┌──
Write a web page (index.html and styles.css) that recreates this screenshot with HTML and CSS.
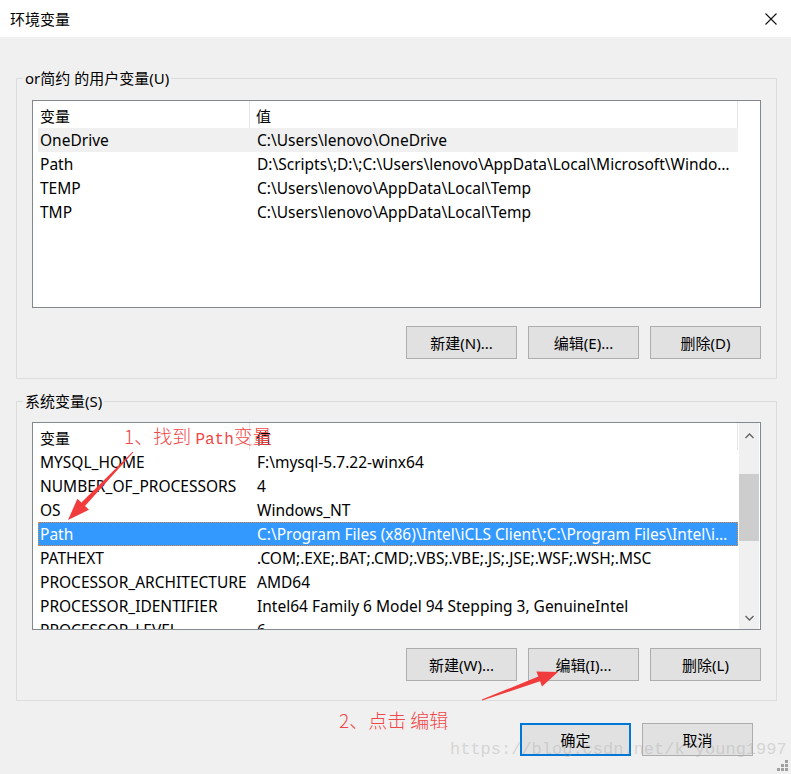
FILE: index.html
```html
<!DOCTYPE html>
<html lang="zh-CN">
<head>
  <meta charset="UTF-8">
  <title>环境变量</title>
  <link rel="stylesheet" href="styles.css">
</head>
<body>

  <div class="dialog">

    <!-- Title bar -->
    <div class="titlebar">
      <span class="title">环境变量</span>
      <svg class="close" width="12" height="12" viewBox="0 0 12 12">
        <path d="M0.5 0.5 L11.5 11.5 M11.5 0.5 L0.5 11.5" stroke="#111" stroke-width="1.1" fill="none"/>
      </svg>
    </div>

    <div class="content">

      <!-- User variables -->
      <fieldset class="group group-user">
        <legend>or简约 的用户变量(U)</legend>
        <div class="list">
          <div class="list-main">
            <div class="list-head">
              <div class="head-name">变量</div>
              <div class="head-value">值</div>
            </div>
            <div class="row hover"><div class="cell">OneDrive</div><div class="cell">C:\Users\lenovo\OneDrive</div></div>
            <div class="row"><div class="cell">Path</div><div class="cell">D:\Scripts\;D:\;C:\Users\lenovo\AppData\Local\Microsoft\WindowsApps;C:\Program Files</div></div>
            <div class="row"><div class="cell">TEMP</div><div class="cell">C:\Users\lenovo\AppData\Local\Temp</div></div>
            <div class="row"><div class="cell">TMP</div><div class="cell">C:\Users\lenovo\AppData\Local\Temp</div></div>
          </div>
        </div>
        <div class="btn-row">
          <button class="btn">新建(N)...</button>
          <button class="btn">编辑(E)...</button>
          <button class="btn">删除(D)</button>
        </div>
      </fieldset>

      <!-- System variables -->
      <fieldset class="group group-sys">
        <legend>系统变量(S)</legend>
        <div class="list">
          <div class="list-main">
            <div class="list-head">
              <div class="head-name">变量</div>
              <div class="head-value">值</div>
            </div>
            <div class="row"><div class="cell">MYSQL_HOME</div><div class="cell">F:\mysql-5.7.22-winx64</div></div>
            <div class="row"><div class="cell">NUMBER_OF_PROCESSORS</div><div class="cell">4</div></div>
            <div class="row"><div class="cell">OS</div><div class="cell">Windows_NT</div></div>
            <div class="row selected"><div class="cell">Path</div><div class="cell">C:\Program Files (x86)\Intel\iCLS Client\;C:\Program Files\Intel\iCLS Client\;C:\Windows</div></div>
            <div class="row"><div class="cell">PATHEXT</div><div class="cell">.COM;.EXE;.BAT;.CMD;.VBS;.VBE;.JS;.JSE;.WSF;.WSH;.MSC</div></div>
            <div class="row"><div class="cell">PROCESSOR_ARCHITECTURE</div><div class="cell">AMD64</div></div>
            <div class="row"><div class="cell">PROCESSOR_IDENTIFIER</div><div class="cell">Intel64 Family 6 Model 94 Stepping 3, GenuineIntel</div></div>
            <div class="row"><div class="cell">PROCESSOR_LEVEL</div><div class="cell">6</div></div>
          </div>
          <div class="scrollbar">
            <div class="sb-arrow">
              <svg width="9" height="6" viewBox="0 0 9 6"><path d="M0.5 5 L4.5 1 L8.5 5" stroke="#606060" stroke-width="1.3" fill="none"/></svg>
            </div>
            <div class="sb-track"><div class="sb-thumb"></div></div>
            <div class="sb-arrow down">
              <svg width="9" height="6" viewBox="0 0 9 6"><path d="M0.5 1 L4.5 5 L8.5 1" stroke="#606060" stroke-width="1.3" fill="none"/></svg>
            </div>
          </div>
        </div>
        <div class="btn-row">
          <button class="btn">新建(W)...</button>
          <button class="btn">编辑(I)...</button>
          <button class="btn">删除(L)</button>
        </div>
      </fieldset>

      <!-- OK / Cancel -->
      <div class="footer">
        <button class="btn btn-default">确定</button>
        <button class="btn">取消</button>
      </div>
    </div>

    <!-- Annotations drawn over the screenshot -->
    <div class="note note-1">1、找到 <span class="latin">Path</span>变量</div>
    <div class="note note-2">2、点击 编辑</div>
    <svg class="arrows" width="791" height="774" viewBox="0 0 791 774">
      <polygon fill="#f03c3c" points="133.4,452.3 85,505.9 89,509.7 68,520 77.4,498.7 81.4,502.5 132.6,451.7"/>
      <polygon fill="#f03c3c" points="482.2,700.5 540.1,681.2 542,686.4 558,672 536.4,671.4 538.3,676.6 481.8,699.5"/>
    </svg>
    <div class="watermark">https://blog.csdn.net/k_young1997</div>

    <!-- Resize grip -->
    <svg class="grip" width="11" height="11" viewBox="0 0 11 11">
      <rect x="8" y="0" width="3" height="3" fill="#a0a0a0"/>
      <rect x="4" y="4" width="3" height="3" fill="#a0a0a0"/>
      <rect x="8" y="4" width="3" height="3" fill="#a0a0a0"/>
      <rect x="0" y="8" width="3" height="3" fill="#a0a0a0"/>
      <rect x="4" y="8" width="3" height="3" fill="#a0a0a0"/>
      <rect x="8" y="8" width="3" height="3" fill="#a0a0a0"/>
    </svg>
  </div>

</body>
</html>
```

FILE: styles.css
```css
body {
  margin: 0;
  background-color: #f0f0f0;
  font-family: 'Noto Sans', 'Noto Sans CJK SC', sans-serif;
  font-size: 15px;
  color: #000;
}

.dialog {
  position: relative;
  width: 791px;
  height: 774px;
  background: #f0f0f0;
  overflow: hidden;
}

.titlebar {
  height: 37px;
  background: #fff;
  display: flex;
  align-items: center;
  justify-content: space-between;
  padding: 0 14px 0 10px;
  box-sizing: border-box;
}

.title {
  font-size: 15px;
  line-height: 20px;
}

.content {
  padding: 31px 14px 0 16px;
}

.group {
  margin: 0;
  border: 1px solid #dcdcdc;
  padding: 12px 15px 19px 15px;
  width: 761px;
  box-sizing: border-box;
}

.group legend {
  padding: 0 2px;
  margin-left: -9px;
  line-height: 20px;
  font-size: 15px;
}

.group-sys {
  margin-top: 12px;
  padding-top: 11px;
}

/* List view */
.list {
  height: 208px;
  border: 1px solid #828790;
  background: #fff;
  box-sizing: border-box;
  display: flex;
  overflow: hidden;
}

.list-main {
  width: 705px;
  padding-left: 5px;
  box-sizing: border-box;
}

.list-head {
  display: flex;
  height: 27px;
}

.head-name,
.head-value {
  line-height: 24px;
  padding-top: 3px;
  border-right: 1px solid #e5e5e5;
  box-sizing: border-box;
}

.head-name {
  width: 212px;
  padding-left: 2px;
}

.head-value {
  width: 488px;
  padding-left: 6px;
}

.row {
  display: flex;
  height: 24px;
  line-height: 24px;
  width: 700px;
  font-size: 15.5px;
  box-sizing: border-box;
}

.row .cell {
  padding-left: 2px;
  white-space: nowrap;
  overflow: hidden;
  text-overflow: ellipsis;
  box-sizing: border-box;
}

.row .cell:first-child {
  width: 217px;
}

.row .cell:last-child {
  width: 483px;
  padding-right: 8px;
}

.row.hover {
  background: #f0f0f0;
}

.row.selected {
  background: #3399ff;
  color: #fff;
  outline: 1px dotted #e8893a;
  outline-offset: -1px;
}

/* Scroll bar */
.scrollbar {
  width: 20px;
  margin-left: 1px;
  background: #f0f0f0;
  display: flex;
  flex-direction: column;
}

.sb-arrow {
  height: 25px;
  display: flex;
  align-items: center;
  justify-content: center;
}

.sb-arrow.down {
  height: 23px;
}

.sb-track {
  flex: 1;
}

.sb-thumb {
  margin-top: 26px;
  height: 67px;
  background: #cdcdcd;
}

/* Buttons */
.btn-row {
  display: flex;
  justify-content: flex-end;
  gap: 11px;
  margin-top: 18px;
}

.btn {
  width: 111px;
  height: 33px;
  background: #e1e1e1;
  border: 1px solid #adadad;
  font-family: 'Noto Sans', 'Noto Sans CJK SC', sans-serif;
  font-size: 15px;
  color: #000;
  padding: 0;
  box-sizing: border-box;
}

.btn-default {
  border: 2px solid #0078d7;
}

.footer {
  display: flex;
  justify-content: flex-end;
  gap: 11px;
  margin-top: 22px;
  padding-right: 24px;
}

/* Annotations */
.note {
  position: absolute;
  color: #f04848;
  font-family: 'Noto Sans CJK SC', sans-serif;
  font-size: 19px;
  line-height: 24px;
  font-weight: 300;
}

.note .latin {
  font-family: 'Liberation Mono', monospace;
  font-size: 16px;
}

.note-1 {
  left: 124px;
  top: 424px;
}

.note-2 {
  left: 339px;
  top: 708px;
}

.arrows {
  position: absolute;
  left: 0;
  top: 0;
  pointer-events: none;
}

.watermark {
  position: absolute;
  left: 450px;
  top: 738px;
  font-family: 'Liberation Mono', monospace;
  font-size: 17px;
  line-height: 24px;
  color: rgba(170, 170, 170, 0.4);
}

.grip {
  position: absolute;
  right: 3px;
  bottom: 3px;
}
```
└──
(Required work)
Go through the material above and copy each line that has the word "screenshot".

(Solution for this task)
Write a web page (index.html and styles.css) that recreates this screenshot with HTML and CSS.
    <!-- Annotations drawn over the screenshot -->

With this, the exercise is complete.